This exhibition explores the evolution of courtly clothing from the
"Fashion Revolution" around 1330
Delilah Dressed for Success ca. 1415–20
Taunted by the Philistines, a swashbuckling Samson slew a thousand of
them with the jawbone of an ass, as depicted in the left miniature. They
got their revenge, bribing Delilah to solve the mystery of his superhuman
strength. She then got Samson drunk and cut off the source of his
power — his hair. Delilah wears a trailing, high-waisted houpeland with
bulbous sleeves and an open V-shaped collar. The horns of her temples
(hennin), stretching wider than her shoulders, are surmounted by a
decorative green burlet from which hangs a short veil. The horizontal
embroidery and knotted sash worn by Samson signify his exoticism.
Guyart des Moulins,
Bible historiale, in French
France, Paris, ca. 1415–20
Illuminated by the workshop
of the Boucicaut Master
450 x 330 mm
Purchased by Pierpont Morgan, 1910; MS M.394, fols. 111v–112r
In 1392 King Charles VI suffered the first of forty-four bouts of madness that would cripple his reign. During a lull in the Hundred Years' War, strife between France and Burgundy erupted into civil war. This domestic crisis was sparked by the 1407 assassination of Charles's brother by Duke John of Burgundy. In 1419 the duke, in turn, was murdered by supporters of the crown. During these tumultuous times, fashion reached unbelievable heights of luxury.
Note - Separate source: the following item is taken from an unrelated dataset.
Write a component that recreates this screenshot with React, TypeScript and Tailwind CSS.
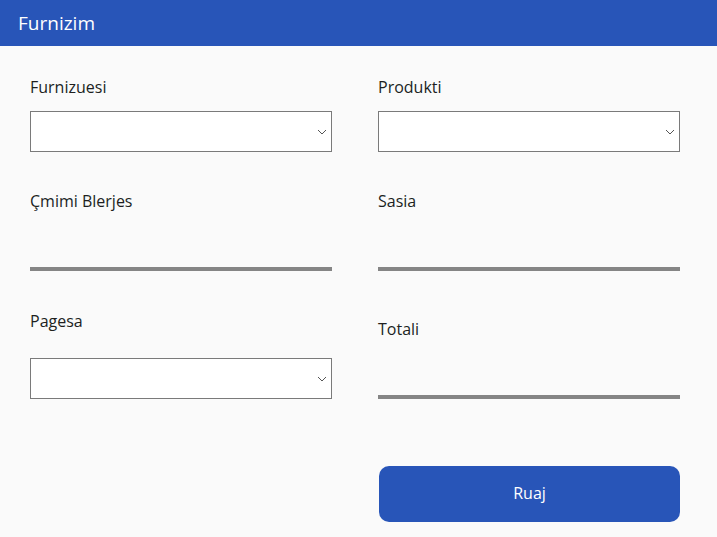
import React from "react";

const Chevron = () => (
  <svg viewBox="0 0 10 6" className="h-[6px] w-[10px]" fill="none" aria-hidden="true">
    <path d="M1 1l4 4 4-4" stroke="#555" strokeWidth="1" />
  </svg>
);

const Label = ({ text }: { text: string }) => (
  <div className="h-[22px] text-[16px] leading-[22px] text-[#201f1e]">{text}</div>
);

const Dropdown = () => (
  <div className="flex h-[41px] w-[302px] items-center justify-end border border-[#7a7a7a] bg-white pr-[4px]">
    <Chevron />
  </div>
);

const Underline = () => <div className="h-[4px] w-[302px] bg-[#858585]" />;

export default function App() {
  return (
    <div className="h-[537px] w-[717px] bg-[#fafafa] font-['Open_Sans',sans-serif]">
      <header className="flex h-[46px] items-center bg-[#2855b8] pl-[18px] text-[19px] text-white">
        Furnizim
      </header>

      <div className="flex gap-[46px] pl-[30px]">
        {/* left */}
        <div className="flex w-[302px] flex-col">
          <div className="mt-[30px]">
            <Label text="Furnizuesi" />
          </div>
          <div className="mt-[13px]">
            <Dropdown />
          </div>
          <div className="mt-[38px]">
            <Label text="Çmimi Blerjes" />
          </div>
          <div className="mt-[55px]">
            <Underline />
          </div>
          <div className="mt-[39px]">
            <Label text="Pagesa" />
          </div>
          <div className="mt-[26px]">
            <Dropdown />
          </div>
        </div>

        {/* right */}
        <div className="flex w-[302px] flex-col">
          <div className="mt-[30px]">
            <Label text="Produkti" />
          </div>
          <div className="mt-[13px]">
            <Dropdown />
          </div>
          <div className="mt-[38px]">
            <Label text="Sasia" />
          </div>
          <div className="mt-[55px]">
            <Underline />
          </div>
          <div className="mt-[47px]">
            <Label text="Totali" />
          </div>
          <div className="mt-[55px]">
            <Underline />
          </div>
          <button
            type="button"
            className="ml-[1px] mt-[67px] h-[56px] w-[301px] rounded-[10px] bg-[#2855b8] pb-[2px] text-[16px] text-white"
          >
            Ruaj
          </button>
        </div>
      </div>
    </div>
  );
}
Men's and women's fashions were dominated by a new garment, the houpeland. Men's houpelands featured enormous sleeves and a skirt ranging from full length to crotch level. The pourpoint remained popular, albeit often finely embroidered and equipped with large sleeves. Accessories included fancy baldricks (sashes) and belts—both sometimes hung with bells. Tall bonnets or chaperons, often tied into imaginative shapes, completed the look.
Women's houpelands were always full length, with bombard or straight sleeves. The simpler cote hardy, with its voluminous skirt and tight upper body, continued to be worn. Women began to wear their hair in temples, a double-horned coif surmounted by veils or a tubular burlet.